1月5日:懐かしい風景

1月5日(火):懐かしい風景

 

 今日は定休日だ。高槻に行ってもいいし、家にいてもいい。後者を選択する。ただし、家にいる場合は、必ず日頃の運動不足を解消する何かをしようと決めている。今日は午後から歩きに出た。

 午前中は少しばかり家のことをして、少しばかり勉強なんかをして過ごす。その合間に今日はどこを歩こうか、どこに行ってみたいと思うかと自問する。あまり遠くまでは行けない。近場で歩きたい所はどこか。電車に乗っても、四駅程度の範囲内でどこを歩きたいか。

 結局、京都の地元で、且つて通っていた大学の辺りに決める。そこから松尾に向いて歩くというコースを組み立てる。

 当然のことながら、30年前とは大きく変わっている。ずいぶん変わったものだなどと思いながら歩く。

 イカンイカン、梅津段町あたりで催してきた。街中を歩くとトイレに困る。山とか田舎だったらその辺で用を済ませるのだけれど、街中ではそれができない。街中の方が却って不便だったりする。

 幸いなことに、少し先にパチンコ屋が見える。トイレはパチンコ屋に限る。遠慮なく使わせてもらえるからだ。加えて、喫煙場所が備えられていたりする。ここもなかなか立派な喫煙場所が店内に設けられている。ここで少し一休みだ。

 平日の昼間だからだろうか、パチンコを打っている人もまばらである。いずれパチンコも過去の遺物となるだろうな。今、他に面白いゲームとか娯楽がたくさんあるもの。

 再び歩き始める。段町から松尾橋まで歩く。この辺りは友達が住んでいたのでよく来たところだ。あまり変わっていないとも思った。確かに、昔はここに本屋さんがあった、レコード屋さんがあった、などと思い出すところもある。店舗などは変化がある。けれども昔からやってるような店なり工場なりがそのまま残っている。変化はあまり大きくない感じがした。もっとも、コンビニやファストフードのフランチャイズ店なども見かけるので、それなりに時間の流れを感じさせるものがある。
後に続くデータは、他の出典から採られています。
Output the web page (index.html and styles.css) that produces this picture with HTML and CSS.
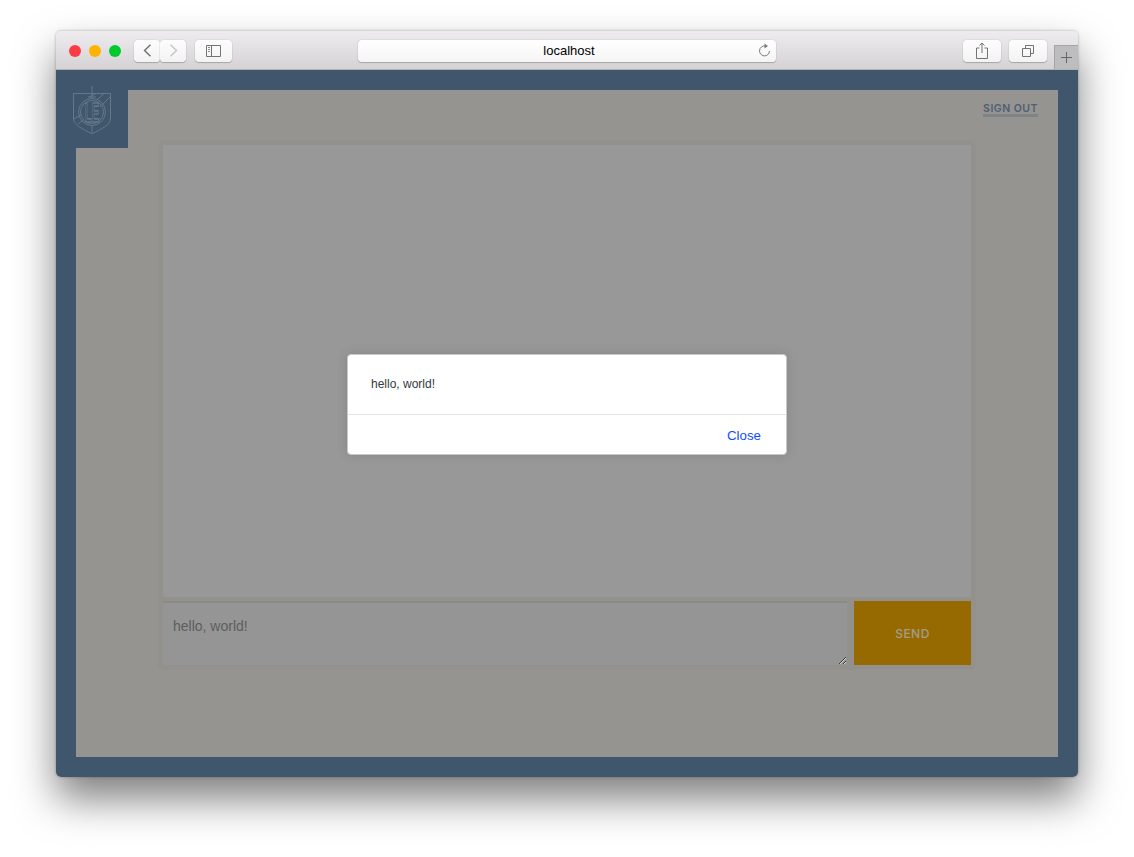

 松尾橋の手前、以前助けてくれたNさんがバイトしていたカフェは、その場所は思いだしたものの、今はイタリアンか何かの店になってしまっている。あまり期待はしていなかったけど、もし、そのカフェが今でもあれば入ってみたいとも思っていた。

 松尾橋を渡る。歩道の幅が広くなっていた。その分、車道が狭くなったのだろうけれど。歩く分にはなかなか快適であった。

 さて、そこから急遽、松尾大社へ参詣しに行こうなどと思い立つ。松尾大社もなかなか立派なつくりである。四条通りは両端が神社という特徴がある。一方が八坂神社で他方が松尾大社ということだ。

 人混みはどうなんだろう。三が日を過ぎたとは言え、やはり例年よりも少ないのかな。ただ、僕が思っていたよりは人がいた。僕はもっと閑散とした情景を思い浮かべていた。

 参拝はあっさりと、観察はじっくりと。家族連れもある。若い子が数人で来ていたりもする。他に行くところがないのだろう。僕も同じだ。することもないので帰途につこうと考える。

 阪急電車に乗ってもいいし、そこからさらに歩いてもいい。ずっと歩いていたので、足が少々やばくなってきた。痛みが感じられる。電車に乗ろうかという誘惑に抗って、もう少し歩くことにした。川沿いの歩行者道路を歩く。足は痛みだしているものの、なかなか気持ちいい。気温も僕にとってはちょうどいいくらいだった。寒すぎず、暑すぎずといったところ。

 途中、コンビニに寄ったけれど、それ以外は延々と歩いて帰宅した。およそ4時間の歩行だった。

 

 今日は歩いてよかったと思っている。懐かしい風景にも出会えた。そこにずっと住んでいる人たちもいるだろう。皆それぞれの生活があるのだろう。悲しくなるのはもう30年前には戻れないということだ。若いうちは何とかなることも多々あるだろうけれど、ここまで来てしまうと、もう取り戻せないものの方が多くなる。取り戻せないものはそのままにして、あとはひたすら前進するしかなくなってくる。人生は儚いものだ。